Obsidian corporate knows nothing about my files. It's on your local machine. You could literally go with a Visual Studio code, or you could use text editor, even Word. Go to the directory where you put the vault and open this file and look at it. It's just a text file.
I love that I never have to export my data, I never have to worry about, oh, am I going to get it back out of there? Like, how is that going to work?
But what is markdown? It's just a text file. And what it does is it uses some very simple formatting. Like, here's a couple of examples. The ones I use the most. A hash mark creates a heading. In fact, one hash mark is a level one. Heading two is a level two.
three is a level three. I think you get where this is going. Goes on and on. You can write normal text.
However, one of the things that is really cool about Markdown is that to make italics, put an underscore, and any words between the italics between the underscores become italic. Do you want bold? Two asterisks and you get a word in bold. You can create bulleted lists by putting a hyphen.
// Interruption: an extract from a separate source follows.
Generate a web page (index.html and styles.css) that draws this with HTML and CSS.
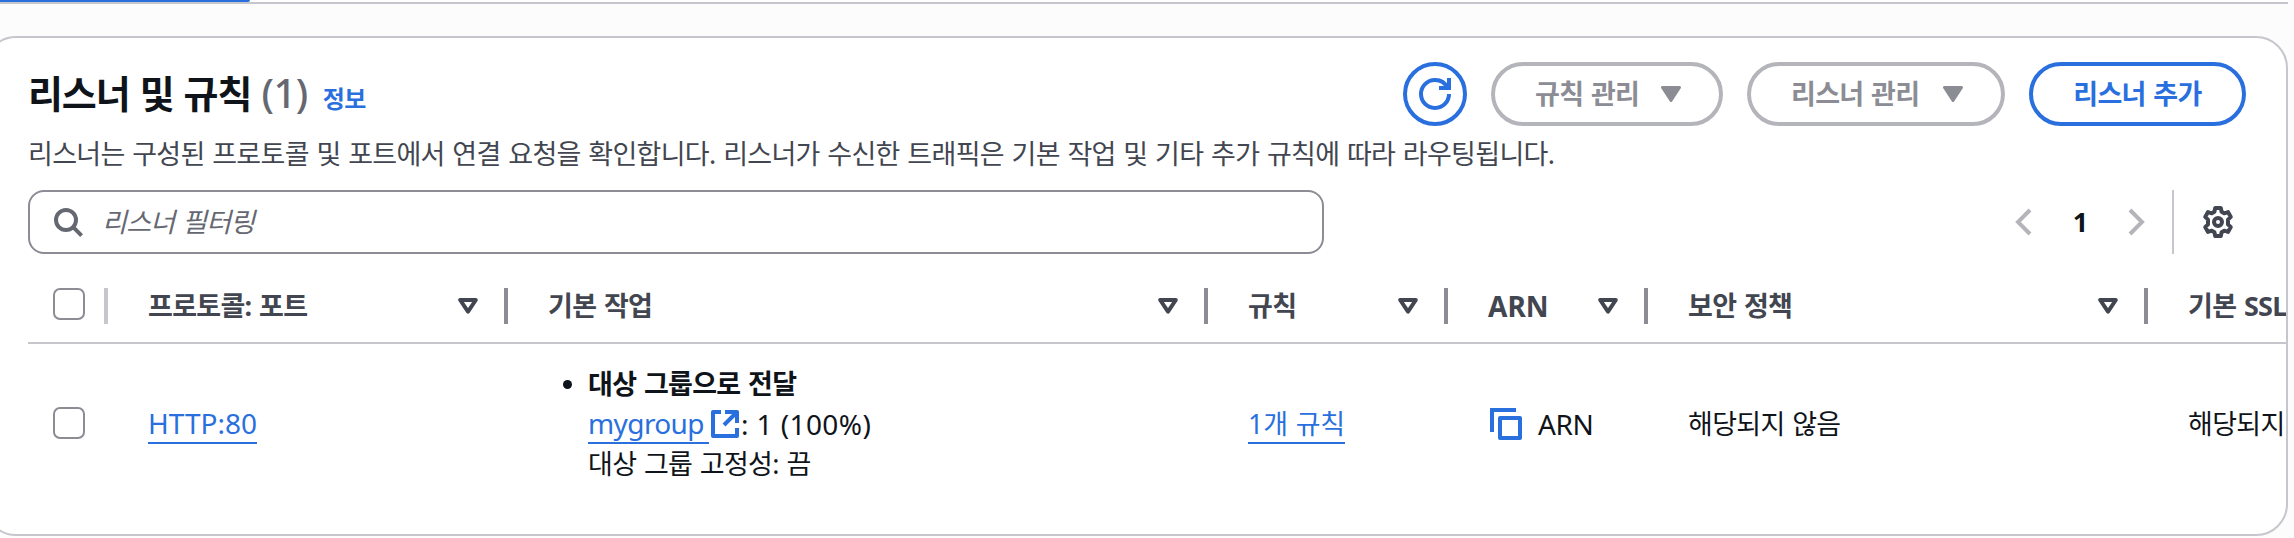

Hit the spacebar and boom, it turns it into a bullet, and it'll keep going if you keep hitting return.
Want to end the list? Hit return twice. What about numbered lists? Type a number, like one a period, then hit the spacebar and it becomes formatted as a numbered list.
There's a lot more you can do, but my point here is there's enough formatting to structure ideas, and that's what you want to be able to do, is once. You get the basics, and you start learning a little bit more. There's tremendous help to show you other ways of using markdown, but fundamentally, you now have enough information.
Oh, let me explain. One other that I use is the checkbox. If you start a bullet, then use an open bracket, hit space, then the right arrow, then space, boom. You now have a checklist.
that you can just keep adding items to, as called, like, to dos. So, you could say, I want this to be my tasks.
And you have a basic, functional obsidian vault that we can begin to play with, to explore all kinds of cool stuff.